At the end of his time with the Treasury Department, Paulson founded the Paulson Institute at the University of Chicago in 2011. Focused on sustainable economic growth and preserving the natural environment in the United States and China, the nonpartisan institute is a think tank and learning center. It also initiated the Paulson Prize for Sustainability, which has been awarded annually since 2013 “to projects in China that provide innovative and scalable solutions, at the intersection of economics and environment, to tackle the most pressing twin crises of climate change and biodiversity loss.”
How Did Henry Paulson Affect Policies With China During His Tenure As Treasury Secretary?
As Treasury secretary, Paulson created the Strategic Economic Dialogue with China, a framework for managing a bilateral economic relationship on a long-term strategic basis.
What Is Henry Paulson’s View of Regulation in the Banking Industry?
Paulson has often proposed strengthening regulations to prevent further financial crises. He has suggested that “a regulator can step in and has the power to liquidate an institution, to liquidate and let it fail in a manner so that it doesn’t hurt the American people.”
What Is “Straight Talk With Henry Paulson”?
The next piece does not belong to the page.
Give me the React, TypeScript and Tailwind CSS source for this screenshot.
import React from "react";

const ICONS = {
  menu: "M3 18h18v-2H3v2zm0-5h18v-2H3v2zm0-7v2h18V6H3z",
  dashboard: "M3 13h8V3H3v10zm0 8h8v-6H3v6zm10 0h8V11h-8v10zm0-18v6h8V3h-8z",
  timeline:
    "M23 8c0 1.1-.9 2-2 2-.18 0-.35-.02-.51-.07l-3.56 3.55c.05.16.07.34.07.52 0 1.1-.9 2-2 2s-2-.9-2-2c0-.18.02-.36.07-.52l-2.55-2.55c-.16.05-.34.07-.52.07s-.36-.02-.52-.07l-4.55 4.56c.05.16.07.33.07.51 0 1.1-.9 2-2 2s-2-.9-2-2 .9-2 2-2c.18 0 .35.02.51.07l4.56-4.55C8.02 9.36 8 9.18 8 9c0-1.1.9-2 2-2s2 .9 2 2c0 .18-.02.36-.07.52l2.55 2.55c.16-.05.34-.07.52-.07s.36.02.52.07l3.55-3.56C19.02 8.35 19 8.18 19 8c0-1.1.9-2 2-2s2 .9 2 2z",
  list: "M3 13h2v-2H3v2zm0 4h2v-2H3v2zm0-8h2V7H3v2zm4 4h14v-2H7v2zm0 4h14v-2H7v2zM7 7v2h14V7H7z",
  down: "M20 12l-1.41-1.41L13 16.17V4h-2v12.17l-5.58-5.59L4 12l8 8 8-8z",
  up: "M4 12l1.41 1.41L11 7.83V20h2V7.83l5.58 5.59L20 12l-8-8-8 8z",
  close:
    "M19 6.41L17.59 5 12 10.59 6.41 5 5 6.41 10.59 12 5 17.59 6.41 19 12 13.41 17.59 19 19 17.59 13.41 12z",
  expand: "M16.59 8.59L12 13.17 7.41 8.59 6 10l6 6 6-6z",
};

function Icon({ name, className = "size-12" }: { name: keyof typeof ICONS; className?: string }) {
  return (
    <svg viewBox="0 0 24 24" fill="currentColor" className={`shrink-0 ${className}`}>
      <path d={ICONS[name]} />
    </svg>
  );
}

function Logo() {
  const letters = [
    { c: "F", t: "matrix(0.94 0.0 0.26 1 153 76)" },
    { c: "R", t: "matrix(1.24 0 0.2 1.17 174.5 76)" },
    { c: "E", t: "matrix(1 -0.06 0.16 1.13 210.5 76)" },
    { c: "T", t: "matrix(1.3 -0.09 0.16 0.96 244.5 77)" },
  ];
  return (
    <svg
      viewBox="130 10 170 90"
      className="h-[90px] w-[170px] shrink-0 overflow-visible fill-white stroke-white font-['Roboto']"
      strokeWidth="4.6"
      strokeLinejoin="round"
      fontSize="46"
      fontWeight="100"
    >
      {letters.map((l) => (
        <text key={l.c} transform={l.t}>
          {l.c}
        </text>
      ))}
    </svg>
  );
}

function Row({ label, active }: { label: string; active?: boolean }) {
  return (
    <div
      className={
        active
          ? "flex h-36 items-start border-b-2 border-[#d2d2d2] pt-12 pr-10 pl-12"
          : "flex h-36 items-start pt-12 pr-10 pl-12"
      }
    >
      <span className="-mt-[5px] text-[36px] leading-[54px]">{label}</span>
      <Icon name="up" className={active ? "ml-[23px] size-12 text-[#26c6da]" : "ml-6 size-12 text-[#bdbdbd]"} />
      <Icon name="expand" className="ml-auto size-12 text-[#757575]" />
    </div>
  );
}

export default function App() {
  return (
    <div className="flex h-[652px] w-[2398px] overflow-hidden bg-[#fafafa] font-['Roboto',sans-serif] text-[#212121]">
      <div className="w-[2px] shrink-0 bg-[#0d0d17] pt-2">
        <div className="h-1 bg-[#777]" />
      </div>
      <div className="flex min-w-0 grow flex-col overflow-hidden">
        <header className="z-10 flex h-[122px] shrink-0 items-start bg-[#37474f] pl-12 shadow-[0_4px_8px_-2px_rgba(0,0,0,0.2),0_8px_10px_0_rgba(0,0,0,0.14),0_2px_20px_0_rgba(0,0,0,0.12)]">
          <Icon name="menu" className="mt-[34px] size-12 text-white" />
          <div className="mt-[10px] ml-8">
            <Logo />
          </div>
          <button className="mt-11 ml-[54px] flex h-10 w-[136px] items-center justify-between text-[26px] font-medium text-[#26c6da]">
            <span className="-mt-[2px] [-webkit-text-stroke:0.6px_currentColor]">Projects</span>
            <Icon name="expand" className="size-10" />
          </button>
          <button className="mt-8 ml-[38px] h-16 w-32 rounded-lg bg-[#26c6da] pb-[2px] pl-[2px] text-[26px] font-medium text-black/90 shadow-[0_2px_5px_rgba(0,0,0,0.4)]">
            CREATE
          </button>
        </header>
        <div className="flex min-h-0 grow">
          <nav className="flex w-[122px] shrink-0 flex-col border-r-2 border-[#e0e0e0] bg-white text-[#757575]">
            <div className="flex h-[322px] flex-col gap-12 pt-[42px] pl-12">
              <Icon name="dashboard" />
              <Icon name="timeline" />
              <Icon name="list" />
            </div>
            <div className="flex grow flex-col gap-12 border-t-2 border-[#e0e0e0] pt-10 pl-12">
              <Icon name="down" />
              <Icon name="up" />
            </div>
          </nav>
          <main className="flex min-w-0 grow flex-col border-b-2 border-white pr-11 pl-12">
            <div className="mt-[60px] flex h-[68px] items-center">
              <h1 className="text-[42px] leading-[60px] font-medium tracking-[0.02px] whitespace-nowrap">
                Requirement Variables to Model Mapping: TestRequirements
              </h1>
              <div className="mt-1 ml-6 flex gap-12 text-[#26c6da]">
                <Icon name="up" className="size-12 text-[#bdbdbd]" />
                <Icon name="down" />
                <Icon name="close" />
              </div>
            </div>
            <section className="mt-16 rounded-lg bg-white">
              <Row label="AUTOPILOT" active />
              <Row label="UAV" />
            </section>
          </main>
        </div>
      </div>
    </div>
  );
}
Straight Talk With Henry Paulson is a series of podcasts initiated as part of the Paulson Institute. Paulson speaks with leaders and educators around the globe in his series.
The Bottom Line
As Treasury secretary from 2006 to 2009, Henry Paulson played a major role in managing the U.S. economy, particularly during the financial crisis of 2007-2008, one of the worst in U.S. and world history. Today, through his Paulson Institute, he continues to work on economic and environmental issues.